Exact copying can be important to understand, say, one’s legal obligations, and where this is so, “this factor would weigh heavily in favor of permitting a nonprofit seeking to inform the public about the law to reproduce in full the relevant portions of that particular standard.”  For example, federal law’s incorporation of ASTM specifications to “dictate” whether a retailer of diesel fuel needs to provide additional fuel labels likely favors PRO’s copying, while using ASTM standards as a reference procedure for determining whether gasoline without ethanol has an “[e]vaporated initial boiling point” of “75- 95[°F],” likely doesn’t.  Copying the version that is incorporated in federal law is also likely to be favored over copying a later edition that is not so incorporated (though the court doesn’t here discuss copying prior versions so that the public can see what’s changed over time—something of particular interest as this administration dumps ever more once-public information down the memory hole).

“[W]here knowing the content of an incorporated standard might help inform one’s understanding of the law but is not essential to complying with any legal duty, the nature of PRO’s use might be less transformative and its wholesale copying, in turn, less justified” because paraphrase or summary might be adequate to serve the purpose.  [Would paraphrase avoid an infringement claim based on structure, sequence, and organization? The court seems to assume the answer is yes, and I think it should, but I’m not confident it would.  Query also how much room there is to rephrase a reference procedure for determining an initial boiling point; that sounds a little merger-y to me.]  Purpose has to be assessed use by use, even though that may be difficult.

Factor two: “All of the works at issue here fall at the factual end of the fact-fiction spectrum, which counsels in favor of finding fair use.”  But the district court found that because technical standards “are vital to the advancement of scientific progress in the U.S.,” they are “exactly the type of expressive work that warrants full protection under . . . the Copyright Act.” If these were “ordinary technical standards used for no public purpose,” the court of appeals might have agreed. [Though it shouldn’t have! Patent and copyright are different, and “science” now means something very different than it did in “Science and Useful Arts.”]  But these standards have all, in some capacity, been incorporated by reference into law, and, “the express text of the law falls plainly outside the realm of copyright protection.” Standards incorporated by reference into law are thus, “at best, at the outer edge of ‘copyright’s protective purposes,’” though just how far at the edge depends on the degree of incorporation, as above.
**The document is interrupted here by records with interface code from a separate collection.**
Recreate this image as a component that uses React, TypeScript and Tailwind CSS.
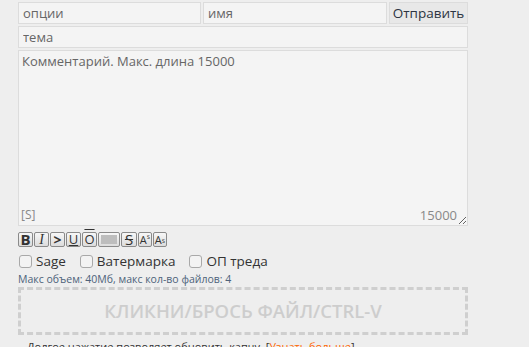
import React from 'react';

const font = "font-['Open_Sans','Liberation_Sans',sans-serif]";

const ToolBtn: React.FC<{ children: React.ReactNode; className?: string; w?: string }> = ({ children, className = '', w = 'w-[15px]' }) => (
  <div
    className={`${w} h-[15px] flex items-center justify-center border border-[#8a8a8a] rounded-[2px] bg-gradient-to-b from-[#f7f7f7] to-[#dcdcdc] text-[#333] leading-none ${className}`}
  >
    {children}
  </div>
);

const Check: React.FC<{ label: string }> = ({ label }) => (
  <label className="flex items-center gap-[4px]">
    <span className="w-[13px] h-[13px] border border-[#a9a9a9] rounded-[3px] bg-[#f3f3f3]" />
    <span className="text-[13.5px] text-[#333]">{label}</span>
  </label>
);

const App: React.FC = () => {
  return (
    <div className={`min-h-screen bg-[#eeeeee] pt-[2px] pl-[18px] overflow-hidden ${font}`}>
      <form className="w-[450px] flex flex-col">
        <div className="flex gap-[2px] h-[22px]">
          <input
            placeholder="опции"
            className="w-[183px] h-full px-[4px] bg-[#f4f4f4] border border-[#dcdcdc] text-[13px] text-[#333] placeholder:text-[#666] outline-none"
          />
          <input
            placeholder="имя"
            className="w-[184px] h-full px-[4px] bg-[#f4f4f4] border border-[#dcdcdc] text-[13px] text-[#333] placeholder:text-[#666] outline-none"
          />
          <button
            type="button"
            className="flex-1 h-full bg-[#e8e8e8] border border-[#dcdcdc] text-[13.5px] text-[#2c3442]"
          >
            Отправить
          </button>
        </div>
        <input
          placeholder="тема"
          className="mt-[2px] h-[22px] px-[4px] bg-[#f4f4f4] border border-[#dcdcdc] text-[13px] text-[#333] placeholder:text-[#666] outline-none"
        />
        <div className="relative mt-[2px] h-[176px]">
          <textarea
            placeholder="Комментарий. Макс. длина 15000"
            className="w-full h-full px-[3px] py-[1px] bg-[#f4f4f4] border border-[#dcdcdc] text-[13px] text-[#333] placeholder:text-[#666] outline-none resize"
          />
          <span className="absolute left-[3px] bottom-[2px] text-[12px] text-[#888]">[S]</span>
          <span className="absolute right-[11px] bottom-[1px] text-[13px] text-[#888]">15000</span>
        </div>
        <div className="mt-[6px] flex gap-[1px] text-[13px]">
          <ToolBtn className="font-bold text-[15px]">B</ToolBtn>
          <ToolBtn className="italic font-['Liberation_Serif',serif] text-[14px]">I</ToolBtn>
          <ToolBtn className="text-[#6a9a1f] font-bold text-[14px]">&gt;</ToolBtn>
          <ToolBtn className="underline text-[13px]">U</ToolBtn>
          <ToolBtn className="overline text-[13px]">O</ToolBtn>
          <ToolBtn w="w-[22px]" className="p-[2px]">
            <span className="block w-full h-full bg-[#bdbdbd]" />
          </ToolBtn>
          <ToolBtn w="w-[16px]" className="line-through text-[15px]">S</ToolBtn>
          <ToolBtn w="w-[14px]" className="text-[11px]">
            A<sup className="text-[6px]">S</sup>
          </ToolBtn>
          <ToolBtn w="w-[14px]" className="text-[11px]">
            A<sub className="text-[6px]">S</sub>
          </ToolBtn>
        </div>
        <div className="mt-[6px] h-[17px] flex items-center gap-[14px] pl-[1px]">
          <Check label="Sage" />
          <Check label="Ватермарка" />
          <Check label="ОП треда" />
        </div>
        <div className="mt-[2px] text-[10.5px] leading-[14px] text-[#4d627a]">
          Макс объем: 40Мб, макс кол-во файлов: 4
        </div>
        <div className="mt-[1px] h-[48px] border-[3px] border-dashed border-[#cfcfcf] flex items-center justify-center">
          <span className="text-[18.5px] font-semibold text-[#cdcdcd]">
            КЛИКНИ/БРОСЬ ФАЙЛ/CTRL-V
          </span>
        </div>
        <div className="mt-[5px] pl-[9px] text-[11px] leading-[14px] text-[#333] whitespace-nowrap">
          Долгое нажатие позволяет обновить капчу. [<span className="text-[#ff6600]">Узнать больше</span>]
        </div>
      </form>
    </div>
  );
};

export default App;
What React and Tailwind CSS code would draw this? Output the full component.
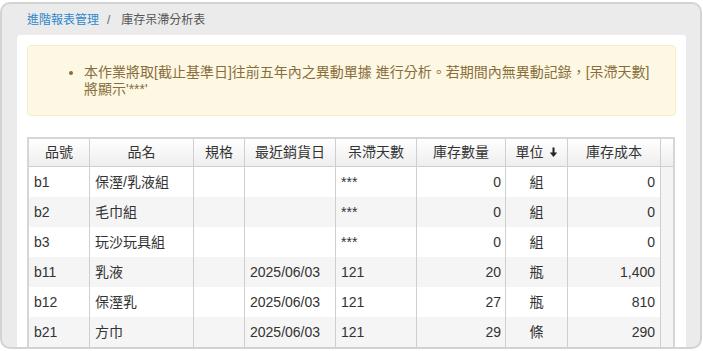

Factor three: Must be considered standard by standard, in light of PRO’s purpose.  “If PRO limits its copying to only what is required to fairly describe the standard’s legal import, this factor would weigh strongly in favor of finding fair use here, especially given that precision is ten-tenths of the law.”  So where specific provisions are incorporated into law, maybe you can only copy those provisions [and I presume any provisions required to understand those provisions—the court of appeals doesn’t mention cross-references, but given its discussion, definitional and other foundational provisions would have to be fair game as well].  Where the law refers generally to a standard’s specifications, by contrast, a greater amount of copying would be allowed. “And where the incorporation merely makes reference to an external standard, but that standard does not govern any conduct, perhaps the copier’s purpose could be achieved with only a paraphrase or a summary.”
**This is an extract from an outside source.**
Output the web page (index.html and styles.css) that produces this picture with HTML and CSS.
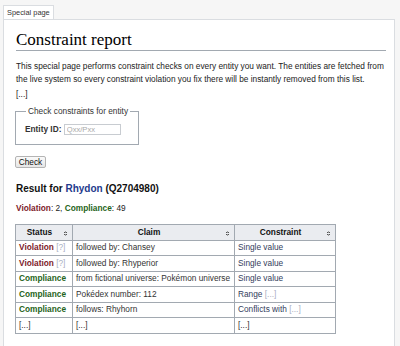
FILE: index.html
```html
<!DOCTYPE html>
<html lang="en">
    <head>
        <meta charset="UTF-8" />
        <title>Constraint report</title>
        <link rel="stylesheet" href="styles.css">
    </head>

    <body>
        <!-- 标签 -->
        <div class="tabs">
            <span class="tab">Special page</span>
        </div>
        <!-- 内容 -->
        <div class="content">
            <h1>Constraint report</h1>
            <p>This special page performs constraint checks on every entity you want. The entities are fetched from the live system so every constraint violation you fix there will be instantly removed from this list.</p>
            <p>[...]</p>
            <form class="check-form">
                <fieldset>
                    <legend>Check constraints for entity</legend>
                    <label for="entity">Entity ID:</label>
                    <input id="entity" type="text" placeholder="Qxx/Pxx" />
                </fieldset>
                <button type="button">Check</button>
            </form>

            <h3 class="result">Result for <a href="#">Rhydon</a> (Q2704980)</h3>
            <p class="summary"><span class="violation">Violation</span>: 2, <span class="compliance">Compliance</span>: 49</p>

            <table class="wikitable">
                <thead>
                    <tr>
                        <th class="col-status">Status <i class="sort"></i></th>
                        <th class="col-claim">Claim <i class="sort"></i></th>
                        <th class="col-constraint">Constraint <i class="sort"></i></th>
                    </tr>
                </thead>
                <tbody>
                    <tr>
                        <td><span class="violation">Violation</span> <span class="muted">[?]</span></td>
                        <td>followed by: Chansey</td>
                        <td class="link">Single value</td>
                    </tr>
                    <tr>
                        <td><span class="violation">Violation</span> <span class="muted">[?]</span></td>
                        <td>followed by: Rhyperior</td>
                        <td class="link">Single value</td>
                    </tr>
                    <tr>
                        <td><span class="compliance">Compliance</span></td>
                        <td>from fictional universe: Pokémon universe</td>
                        <td class="link">Single value</td>
                    </tr>
                    <tr>
                        <td><span class="compliance">Compliance</span></td>
                        <td>Pokédex number: 112</td>
                        <td class="link">Range <span class="muted">[...]</span></td>
                    </tr>
                    <tr>
                        <td><span class="compliance">Compliance</span></td>
                        <td>follows: Rhyhorn</td>
                        <td class="link">Conflicts with <span class="muted">[...]</span></td>
                    </tr>
                    <tr>
                        <td>[...]</td>
                        <td>[...]</td>
                        <td>[...]</td>
                    </tr>
                </tbody>
            </table>
        </div>
    </body>
</html>
```

FILE: styles.css
```css
* {
    box-sizing: border-box;
}
body {
    margin: 0;
    background: #f6f6f6;
    font-family: "Liberation Sans", Arial, sans-serif;
    color: #222;
}
/* 标签 */
.tabs {
    display: flex;
    padding: 5px 0 0 3px;
}
.tab {
    background: #fff;
    border: 1px solid #dadde1;
    border-bottom: none;
    padding: 0 3px;
    font-size: 7.4px;
    line-height: 13px;
    color: #333;
}
/* 内容 */
.content {
    margin: 0 5px 0 3px;
    background: #fff;
    border: 1px solid #dadde1;
    padding: 10px 8px 13px 12px;
}
h1 {
    margin: 0 0 9px;
    font-family: "Liberation Serif", "DejaVu Serif", serif;
    font-size: 17px;
    font-weight: normal;
    line-height: 20px;
    color: #000;
    border-bottom: 1px solid #a2a9b1;
}
p {
    margin: 0 0 2px;
    font-size: 8.3px;
    line-height: 13px;
}
.check-form {
    margin-top: 5px;
}
fieldset {
    width: 124px;
    margin: 0 0 0 -1px;
    padding: 7px 8px 9px 9px;
    border: 1px solid #a2a9b1;
    font-size: 8.3px;
    white-space: nowrap;
}
legend {
    margin-left: 1px;
    padding: 0 2px;
    line-height: 11px;
    color: #333;
}
label {
    font-weight: bold;
    color: #333;
}
input {
    width: 57px;
    height: 11px;
    margin: 0;
    padding: 0 2px;
    border: 1px solid #c8ccd1;
    font-family: inherit;
    font-size: 7.6px;
    vertical-align: middle;
}
input::placeholder {
    color: #aaa;
}
button {
    display: block;
    margin: 11px 0 0 -1px;
    width: 31px;
    height: 12px;
    padding: 0;
    background: linear-gradient(#fafafa, #e6e6e6);
    border: 1px solid #b4b4b4;
    border-radius: 2px;
    font-family: inherit;
    font-size: 8.3px;
    line-height: 10px;
    color: #111;
}
/* 结果 */
.result {
    margin: 14px 0 0;
    font-size: 10px;
    line-height: 13px;
    color: #111;
}
.result a {
    color: #233a8c;
    text-decoration: none;
}
.summary {
    margin: 7px 0 0;
}
.violation {
    color: #7e1b2a;
    font-weight: bold;
}
.compliance {
    color: #1f6420;
    font-weight: bold;
}
.muted {
    color: #a9afc2;
}
.wikitable {
    margin: 9px 0 0 -1px;
    border-collapse: collapse;
    border: 1px solid #a2a9b1;
    font-size: 8.3px;
    color: #333;
}
.wikitable th,
.wikitable td {
    border: 1px solid #a2a9b1;
    padding: 1.5px 3px;
    line-height: 11.5px;
    text-align: left;
    white-space: nowrap;
}
.wikitable th {
    position: relative;
    background: #eaecf0;
    text-align: center;
    color: #111;
    padding-right: 12px;
}
.col-status {
    width: 57px;
}
.col-claim {
    width: 162px;
}
.col-constraint {
    width: 101px;
}
.link {
    color: #34405c;
}
.sort {
    position: absolute;
    right: 5px;
    top: 50%;
    width: 3px;
    height: 5px;
    margin-top: -2px;
    background:
        linear-gradient(to bottom right, transparent 50%, #555 50%) 0 0 / 1.5px 2px no-repeat,
        linear-gradient(to bottom left, transparent 50%, #555 50%) 1.5px 0 / 1.5px 2px no-repeat,
        linear-gradient(to top right, transparent 50%, #555 50%) 0 3px / 1.5px 2px no-repeat,
        linear-gradient(to top left, transparent 50%, #555 50%) 1.5px 3px / 1.5px 2px no-repeat;
}
```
Factor four: first, the district court erred in presuming market harm based on PRO’s [nonexistent] commercial purpose. The record didn’t show how serious any adverse impact on the SDOs’ market might be.  On remand, the district court should consider that (1) the SDOs already make copies of their standards freely available online (in “controlled reading rooms”), presumably “without entirely cannibalizing sales of their standards.”  How much additional harm could PRO’s copying cause?  (2) The market harm question has to be addressed with reference to the legal alternatives—that is, if PRO were only to reproduce the portions of a longer standard that were actually incorporated into law, “would there still be a vibrant market for the standards in their entirety?” [There are a couple of ways to read this, but I think one significant point is this: suppose that partial copying had the same effect on the market as full copying.  Given that such partial copying is fair use, then the marginal market impact of PRO’s infringing use would be zero.  Of course, partial copying might not have the same effect on the market.]  (3) What’s up with derivative works?  Because SDOs routinely update their standards, “in many cases, the edition PRO posts to the internet—and, indeed, the one incorporated into the law—is long outdated.” Does PRO’s copying of old standards harm the market for updated, unincorporated editions?  If the SDOs are to be believed, the primary purpose of technical standards is “to have them used by private industry and other non- governmental users to address technical issues or problems,” indicating that “market demand for the most up-to-date standards would be resilient.”  Does the SDOs’ ability to market derivatives provide an adequate incentive to continue producing standards even with PRO’s copying?  Even after Veeck v. Southern Building Code Congress International, Inc., 293 F.3d 791 (5th Cir. 2002), the successor SDO remains profitable both through sales of codes and of “program services, including consulting, certification, and training.”

Ultimately, genuine issues of material fact precluded summary judgment on copyright fair use.

Judge Katsas concurred to emphasize that law cannot be copyrighted and that the majority opinion was pretty clear that “[W]here a particular standard is incorporated as a binding legal obligation, and where the defendant has done nothing more than disseminate it, the Court leaves little doubt that the dissemination amounts to fair use.”